A lot of Wyckoff’s work was inspired by the trading methods of other successful traders (especially Jesse L. Livermore). Today, Wyckoff is held in the same high regard as other key figures, such as Charles H. Dow, and Ralph N. Elliott .
Wyckoff did extensive research, which led to the creation of several theories and trading techniques. This article gives an overview of his work. The discussion includes:
Three fundamental laws;
The Composite Man concept;
A methodology for analyzing charts (Wyckoff’s Schematics);
A five-step approach to the market.
Wyckoff also developed specific Buying and Selling Tests, as well as a unique charting method based on Point and Figure (P&F) charts. While the tests help traders spot better entries, the P&F method is used to define trading targets. However, this article won’t dive into these two topics.
The three laws of Wyckoff
The Law of Supply and Demand
The first law states that prices rise when demand is greater than supply, and drop when the opposite is true. This is one of the most basic principles of financial markets and is certainly not exclusive to Wyckoff’s work. We may represent the first law with three simple equations:
Demand > Supply = Price rises
Demand < Supply = Price drops
Demand = Supply = No significant price change (low volatility )
In other words, the first Wyckoff law suggests that an excess of demand over supply causes prices to go up because there are more people buying than selling. But, in a situation where there is more selling than buying, the supply exceeds demand, causing the price to drop .

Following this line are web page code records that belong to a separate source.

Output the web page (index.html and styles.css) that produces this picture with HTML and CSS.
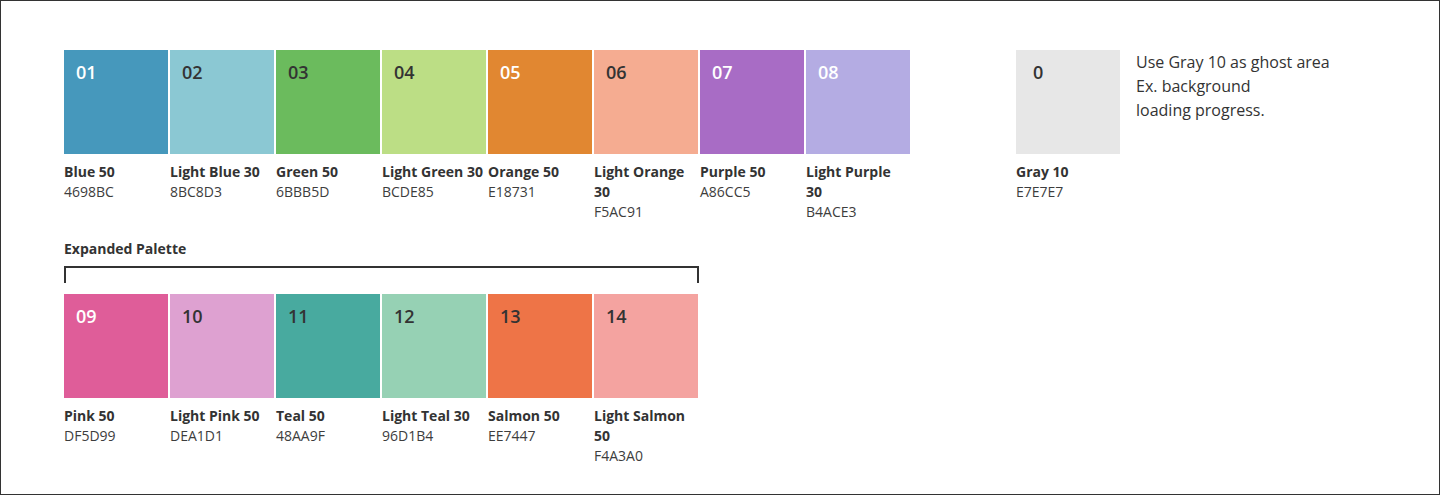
FILE: index.html
```html
<!DOCTYPE html>
<html lang="en">
<head>
<meta charset="utf-8">
<title>Palette</title>
<link rel="stylesheet" href="styles.css">
</head>
<body>
<div class="frame">
  <div class="top">
    <div class="palette">
      <div class="item"><div class="swatch light-num" style="background:#4698BC">01</div><div class="name">Blue 50</div><div class="hex">4698BC</div></div>
      <div class="item"><div class="swatch" style="background:#8BC8D3">02</div><div class="name">Light Blue 30</div><div class="hex">8BC8D3</div></div>
      <div class="item"><div class="swatch" style="background:#6BBB5D">03</div><div class="name">Green 50</div><div class="hex">6BBB5D</div></div>
      <div class="item"><div class="swatch" style="background:#BCDE85">04</div><div class="name">Light Green 30</div><div class="hex">BCDE85</div></div>
      <div class="item"><div class="swatch light-num" style="background:#E18731">05</div><div class="name">Orange 50</div><div class="hex">E18731</div></div>
      <div class="item"><div class="swatch" style="background:#F5AC91">06</div><div class="name">Light Orange 30</div><div class="hex">F5AC91</div></div>
      <div class="item"><div class="swatch light-num" style="background:#A86CC5">07</div><div class="name">Purple 50</div><div class="hex">A86CC5</div></div>
      <div class="item"><div class="swatch light-num" style="background:#B4ACE3">08</div><div class="name">Light Purple 30</div><div class="hex">B4ACE3</div></div>
    </div>
    <div class="ghost">
      <div class="item"><div class="swatch gray" style="background:#E7E7E7">0</div><div class="name">Gray 10</div><div class="hex">E7E7E7</div></div>
      <p class="note">Use Gray 10 as ghost area<br>Ex. background<br>loading progress.</p>
    </div>
  </div>
  <div class="expanded">
    <div class="heading">Expanded Palette</div>
    <div class="bracket"></div>
    <div class="palette">
      <div class="item"><div class="swatch light-num" style="background:#DF5D99">09</div><div class="name">Pink 50</div><div class="hex">DF5D99</div></div>
      <div class="item"><div class="swatch" style="background:#DEA1D1">10</div><div class="name">Light Pink 50</div><div class="hex">DEA1D1</div></div>
      <div class="item"><div class="swatch" style="background:#48AA9F">11</div><div class="name">Teal 50</div><div class="hex">48AA9F</div></div>
      <div class="item"><div class="swatch" style="background:#96D1B4">12</div><div class="name">Light Teal 30</div><div class="hex">96D1B4</div></div>
      <div class="item"><div class="swatch" style="background:#EE7447">13</div><div class="name">Salmon 50</div><div class="hex">EE7447</div></div>
      <div class="item"><div class="swatch" style="background:#F4A3A0">14</div><div class="name">Light Salmon 50</div><div class="hex">F4A3A0</div></div>
    </div>
  </div>
</div>
</body>
</html>
```
FILE: styles.css
```css
* { box-sizing: border-box; }
html, body { margin: 0; padding: 0; background: #fff; }
body { font-family: "Open Sans", "Liberation Sans", sans-serif; color: #333; }
.frame {
  width: 1440px;
  height: 495px;
  border: 1px solid #333;
  padding: 49px 0 0 63px;
}
.top { display: flex; align-items: flex-start; }
.palette { display: flex; gap: 2px; align-items: flex-start; }
.item { width: 104px; }
.swatch {
  width: 104px;
  height: 104px;
  padding: 10px 12px 0;
  font-size: 18px;
  font-weight: 600;
  line-height: 24px;
  color: #333;
}
.swatch.light-num { color: #fff; }
.swatch.gray { padding-left: 17px; }
.name {
  margin-top: 8px;
  font-size: 14px;
  font-weight: 700;
  line-height: 20px;
  color: #333;
}
.hex {
  font-size: 14px;
  line-height: 20px;
  color: #3d3d3d;
}
.ghost { display: flex; gap: 16px; margin-left: 106px; }
.note {
  margin: 0;
  font-size: 16px;
  line-height: 24px;
  color: #333;
}
.expanded { margin-top: 17px; }
.heading {
  font-size: 14px;
  font-weight: 700;
  line-height: 20px;
  color: #333;
}
.bracket {
  width: 635px;
  height: 17px;
  margin-top: 7px;
  border: 2px solid #333;
  border-bottom: 0;
  margin-bottom: 11px;
}
```
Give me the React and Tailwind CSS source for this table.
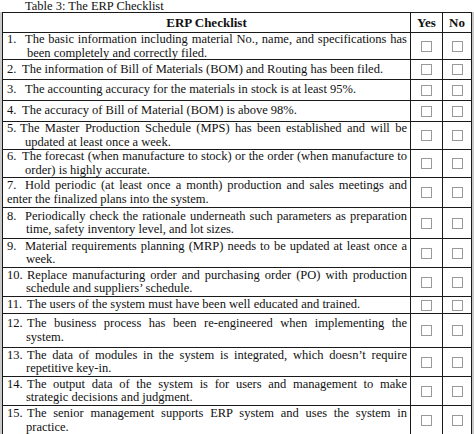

Many investors who follow the Wyckoff Method compare price action and volume bars as a way to better visualize the relation between supply and demand . This often provides insights into the next market movements.
The Law of Cause and Effect
The second law states that the differences between supply and demand are not random. Instead, they come after periods of preparation, as a result of specific events. In Wyckoff's terms, a period of accumulation (cause) eventually leads to an uptrend (effect). In contrast, a period of distribution (cause) eventually results in a downtrend (effect).
Wyckoff applied a unique charting technique to estimate the potential effects of a cause. In other terms, he created methods of defining trading targets based on the periods of accumulation and distribution. This allowed him to estimate the probable extension of a market trend after breaking out of a consolidation zone or trading range ( TR ).
The Law of Effort vs. Result
The third Wyckoff law states that the changes in an asset’s price are a result of an effort, which is represented by the trading volume . If the price action is in harmony with the volume , there is a good chance the trend will continue. But, if the volume and price diverge significantly, the market trend is likely to stop or change direction.
For instance, imagine that the Bitcoin market starts to consolidate with a very high volume after a long bearish trend . The high volume indicates a big effort, but the sideways movement (low volatility ) suggests a small result. So, there is a lot of Bitcoins changing hands, but no more significant price drops. Such a situation could indicate that the downtrend may be over, and a reversal is near.
The Composite Man
Wyckoff created the idea of the Composite Man (or Composite Operator) as an imaginary identity of the market. He proposed that investors and traders should study the stock market as if a single entity was controlling it. This would make it easier for them to go along the market trends.
In essence, the Composite Man represents the biggest players (market makers), such as wealthy individuals and institutional investors. It always acts in his own best interest to ensure he can buy low and sell high.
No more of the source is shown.